Coupling MALS with an in-line concentration detector following a sample separation means like SEC permits the calculation of the molar mass of the eluting sample in addition to its root-mean-square radius. The figure below represents a chromatographic separation of BSA aggregates. The 90° light scattering signal from a MALS detector and the molar mass values for each elution slice are shown.

====Molecular interactions====
As MALS can provide molar mass and size of molecules, it permits study into protein-protein binding, oligomerization and the kinetics of self-assembly, association and dissociation. By comparing the molar mass of a sample to its concentration, one can determine the binding affinity and stoichiometry of interacting molecules.

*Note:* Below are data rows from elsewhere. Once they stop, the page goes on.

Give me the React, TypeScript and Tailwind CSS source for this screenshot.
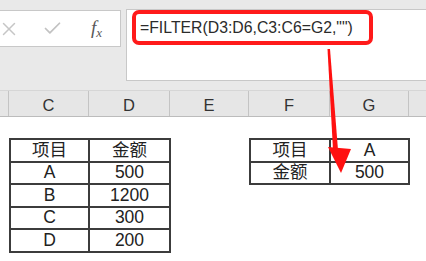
import React from "react";
import { X, Check } from "lucide-react";

const cellFont = { fontFamily: '"Liberation Sans", "Noto Sans CJK SC", sans-serif' };

function DataTable({ rows, widths }: { rows: string[][]; widths: [number, number] }) {
  return (
    <div className="flex flex-col border-t-2 border-l-2 border-[#3c3c3c]" style={cellFont}>
      {rows.map((r, i) => (
        <div key={i} className="flex">
          {r.map((c, j) => (
            <div
              key={j}
              className="h-[22.5px] flex items-center justify-center border-r-2 border-b-2 border-[#3c3c3c] text-[17.5px] leading-none text-[#222]"
              style={{ width: widths[j] }}
            >
              {c}
            </div>
          ))}
        </div>
      ))}
    </div>
  );
}

export default function App() {
  const cols = [
    { l: "", w: 9 },
    { l: "C", w: 80 },
    { l: "D", w: 81 },
    { l: "E", w: 79 },
    { l: "F", w: 81 },
    { l: "G", w: 79 },
    { l: "", w: 40 },
  ];
  return (
    <div className="relative w-[426px] h-[261px] overflow-hidden bg-white" style={cellFont}>
      {/* toolbar */}
      <div className="h-[90px] bg-[#e9e9e9] flex items-start pt-[9px]">
        <div className="mt-[1px] w-[121px] h-[37px] bg-white border-y border-r border-[#c8c8c8] flex items-center">
          <X className="ml-[-2px] shrink-0" size={22} color="#c6c6c6" strokeWidth={1.6} />
          <Check className="ml-[22px] shrink-0" size={21} color="#c2c2c2" strokeWidth={2} />
          <span
            className="ml-[28px] italic text-[19px] text-[#595959] leading-none"
            style={{ fontFamily: '"Liberation Serif", serif' }}
          >
            f<span className="text-[13px] align-[-3px]">x</span>
          </span>
        </div>
        <div className="ml-[5px] flex-1 h-[72px] bg-white border-y border-l border-[#c8c8c8] pl-[5px]">
          <div className="w-[241px] h-[35px] border-[4px] border-[#ff1a1a] rounded-[7px] flex items-center pl-[4px]">
            <span className="text-[15.8px] text-[#2b2b2b] whitespace-nowrap leading-none">
              =FILTER(D3:D6,C3:C6=G2,"")
            </span>
          </div>
        </div>
      </div>
      {/* column headers */}
      <div className="h-[27px] flex bg-[#e6e6e6] border-t border-[#d6d6d6] border-b border-b-[#bcbcbc]">
        {cols.map((c, i) => (
          <div
            key={i}
            className="h-full flex items-center justify-center border-r border-[#c4c4c4] text-[16.5px] text-[#333] shrink-0 pt-[3px]"
            style={{ width: c.w }}
          >
            {c.l}
          </div>
        ))}
      </div>
      {/* sheet */}
      <div className="flex items-start pt-[21px] pl-[9px]">
        <DataTable
          rows={[
            ["项目", "金额"],
            ["A", "500"],
            ["B", "1200"],
            ["C", "300"],
            ["D", "200"],
          ]}
          widths={[79, 81]}
        />
        <div className="ml-[78px]">
          <DataTable
            rows={[
              ["项目", "A"],
              ["金额", "500"],
            ]}
            widths={[80, 79]}
          />
        </div>
      </div>
      {/* annotation arrow */}
      <svg className="absolute left-0 top-0 pointer-events-none" width="426" height="261">
        <polygon points="327.5,49 330,49 338,150 333,150" fill="#ff1010" />
        <polygon points="328,147 351,149 341,173" fill="#ff1010" />
      </svg>
    </div>
  );
}
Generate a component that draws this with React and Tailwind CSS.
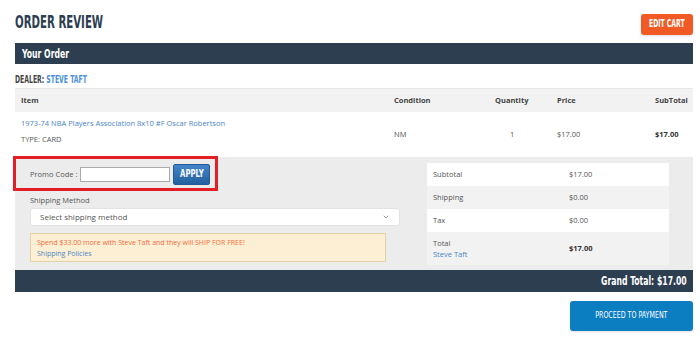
import { ChevronDown } from "lucide-react";

const cond = "font-['DejaVu_Sans_Condensed','DejaVu_Sans',sans-serif]";

function SummaryRow({ label, sub, value, bold, shaded, tall }) {
  return (
    <div
      className={`flex ${tall ? "h-[33px]" : "h-[23px]"} items-center ${shaded ? "bg-[#f2f2f2]" : "bg-white"}`}
    >
      <div className="w-[142px] pl-[6px] leading-[11px]">
        <div>{label}</div>
        {sub && <div className="text-[#4a86c5]">{sub}</div>}
      </div>
      <div className={bold ? "font-bold text-[#333]" : ""}>{value}</div>
    </div>
  );
}

export default function App() {
  return (
    <div className="w-[700px] h-[337px] bg-white pl-[15px] pr-[7px] font-['Open_Sans',sans-serif] text-[7.5px] text-[#555] overflow-hidden">
      {/* Title */}
      <div className="flex justify-between items-start pt-[14px] h-[43px]">
        <h1 className={`${cond} inline-block whitespace-nowrap text-[18px] leading-[18px] text-[#2c3e50] font-bold scale-x-[0.63] origin-left mt-[-1px]`}>
          ORDER REVIEW
        </h1>
        <button className="h-[21px] w-[52px] rounded-[3px] bg-[#f15a24] text-white shadow-sm flex items-center justify-center">
          <span className={`${cond} inline-block whitespace-nowrap text-[11px] font-bold scale-x-[0.62]`}>EDIT CART</span>
        </button>
      </div>

      {/* Your order bar */}
      <div className="h-[21px] bg-[#2d3e50] text-white pl-[7px] flex items-center">
        <span className={`${cond} inline-block whitespace-nowrap text-[13px] font-bold scale-x-[0.66] origin-left`}>Your Order</span>
      </div>

      <div className="h-[25px] pt-[11px] border-b border-[#e6e6e6]">
        <span className={`${cond} inline-block whitespace-nowrap text-[10px] leading-[10px] font-bold text-[#444] scale-x-[0.68] origin-left`}>
          DEALER: <span className="text-[#4a90d9]">STEVE TAFT</span>
        </span>
      </div>

      {/* Items table */}
      <div className="grid grid-cols-[373px_101px_62px_98px_1fr] bg-[#f2f2f2] h-[23px] items-center font-bold text-[#444]">
        <div className="pl-[6px]">Item</div>
        <div className="pl-[6px]">Condition</div>
        <div className="pl-[6px]">Quantity</div>
        <div className="pl-[6px]">Price</div>
        <div className="pl-[6px]">SubTotal</div>
      </div>
      <div className="grid grid-cols-[373px_101px_62px_98px_1fr] h-[45px] items-center">
        <div className="pl-[6px] pb-[7px] flex flex-col gap-[5px] leading-[11px]">
          <span className="text-[#4a86c5]">1973-74 NBA Players Association 8x10 #F Oscar Robertson</span>
          <span>TYPE: CARD</span>
        </div>
        <div className="pl-[6px]">NM</div>
        <div className="pl-[21px]">1</div>
        <div className="pl-[6px]">$17.00</div>
        <div className="pl-[6px] font-bold text-[#333]">$17.00</div>
      </div>

      {/* Cart options */}
      <div className="bg-[#ececec] h-[113px] flex">
        <div className="w-[412px] flex flex-col">
          <div className="relative h-[34px] flex items-center pl-[15px] pt-[1px]">
            <div className="absolute left-[-2px] top-[-1px] w-[205px] h-[35px] border-[3px] border-[#e31e25]" />
            <span className="mr-[3px]">Promo Code :</span>
            <input className="w-[90px] h-[15px] bg-white border border-[#aaa] outline-none" />
            <button className="ml-[3px] h-[21px] w-[37px] rounded-[2px] border border-[#1f5a96] bg-gradient-to-b from-[#4285c9] to-[#235f9e] text-white flex items-center justify-center">
              <span className={`${cond} inline-block text-[11px] font-bold scale-x-[0.7]`}>APPLY</span>
            </button>
          </div>
          <div className="pl-[15px] pt-[4px] leading-[11px]">Shipping Method</div>
          <div className="ml-[15px] mt-[2px] w-[370px] h-[18px] bg-white rounded-[3px] border border-[#e2e2e2] flex items-center justify-between px-[9px] text-[8px]">
            <span>Select shipping method</span>
            <ChevronDown size={8} strokeWidth={2} className="text-[#777]" />
          </div>
          <div className="ml-[15px] mt-[7px] w-[356px] h-[29px] bg-[#fdefd4] border border-[#e2d2a6] pl-[6px] pt-[3px] leading-[11px] text-[7px]">
            <div className="text-[#f26d3d]">Spend $33.00 more with Steve Taft and they will SHIP FOR FREE!</div>
            <div className="text-[#4a86c5]">Shipping Policies</div>
          </div>
        </div>
        <div className="pt-[6px]">
          <div className="w-[242px]">
            <SummaryRow label="Subtotal" value="$17.00" />
            <SummaryRow label="Shipping" value="$0.00" shaded />
            <SummaryRow label="Tax" value="$0.00" />
            <SummaryRow label="Total" sub="Steve Taft" value="$17.00" bold shaded tall />
          </div>
        </div>
      </div>

      {/* Grand total */}
      <div className="h-[22px] bg-[#2d3e50] text-white flex items-center justify-end pr-[6px]">
        <span className={`${cond} inline-block whitespace-nowrap text-[13px] font-bold scale-x-[0.66] origin-right`}>Grand Total: $17.00</span>
      </div>

      <div className="flex justify-end pt-[9px]">
        <button className="w-[123px] h-[30px] rounded-[3px] bg-[#0b7dc1] text-white shadow-sm flex items-center justify-center">
          <span className={`${cond} inline-block whitespace-nowrap text-[9px] scale-x-[0.78]`}>PROCEED TO PAYMENT</span>
        </button>
      </div>
    </div>
  );
}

====Branching and molecular conformation====
The branching ratio of a polymer relates to the number of branch units in a randomly branched polymer and the number of arms in star-branched polymers and was defined by Zimm and Stockmayer as

$g=\frac{R^2_b}{R^2_l}$

Where $R^2$ is the mean square radius of branched and linear macromolecules with identical molar masses. By utilizing MALS in conjunction with a concentration detector as described above, one create a log-log plot of the root-mean-square radius vs molar mass. The slope of this plot yields the branching ratio, g.

In addition to branching, the log-log plot of size vs. molar mass indicates the shape or conformation of a macromolecule. An increase in the slope of the plot indicates a variation in conformation of a polymer from spherical to random coil to linear. Combining the mean-square radius from MALS with the hydrodynamic radius $r_h$ attained from DLS measurements yields the shape factor ρ = $\frac{r_g}{r_h}$, for each macromolecular size fraction.

====Other applications====

Other MALS applications include nanoparticle sizing, protein aggregation studies, protein-protein interactions, electrophoretic mobility or zeta potential. MALS techniques have been adopted for the study of pharmaceutical drug stability, crystal nucleation and crystallization kinetics and use in nanomedicine.